まるで大多数の?現代日本人の立ち居振舞いを見越したような条文ではありませんか?私たちが「絶え間ない努力を怠れば、基本的人権などの権利や自由なんかは、たちどころに消し飛んでしまう」と。政治への無関心を戒めるこれ以上の警告はありません。

後半の一文もまた、例えばヘイトスピーチやそれに類する言説が「表現の自由」の「濫用」に当たることを示唆するなど、基本的人権を守る上で重要な部分だと思います。

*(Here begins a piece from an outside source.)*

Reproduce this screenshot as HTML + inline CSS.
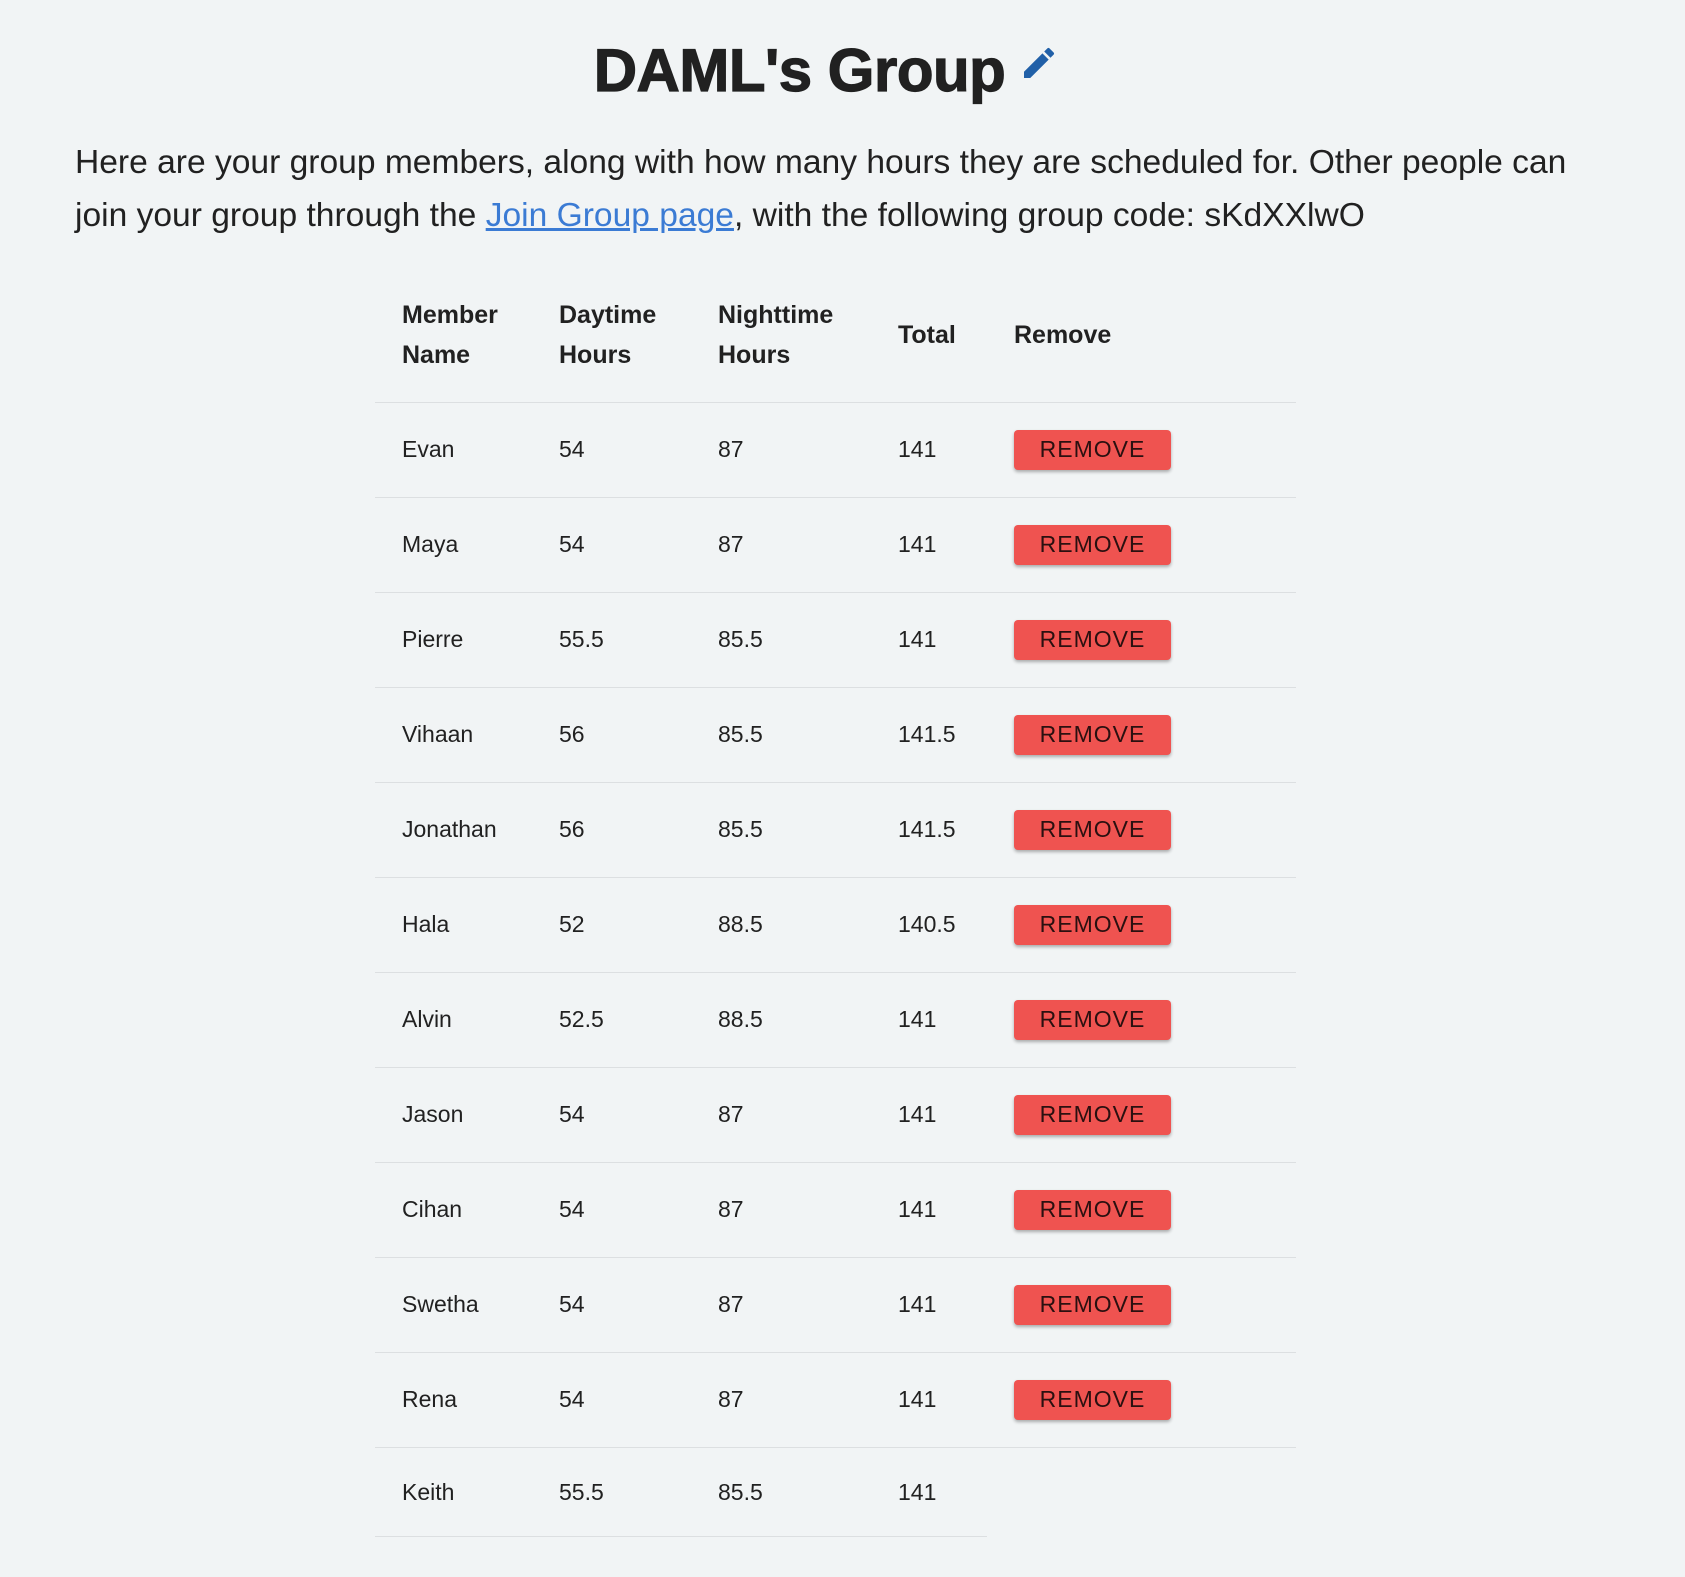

一方、アベ友自公政権の人間たちが最も踏みにじっている条文が第99条でしょう。

天皇又は摂政及び国務大臣国会議員、裁判官その他の公務員は、この憲法を尊重し擁護する義務を負ふ」

憲法を尊重し擁護するどころか、堂々と憲法を無視して、破壊しようとしているわけですから。

最近は、日本人であることが恥ずかしくなるようなことばかりで、すっかり滅入ってしまっていましたが、この本を読みながら、改めて日本国憲法の前文や条文に目を通していると、こういう憲法を戴いている国で生まれ育って、今も暮らしていることって、誇っていいんだろうなと思えました。

だから、やっぱり守んなきゃいけないんです。あの破壊者どもから。私たちの「誇り」を。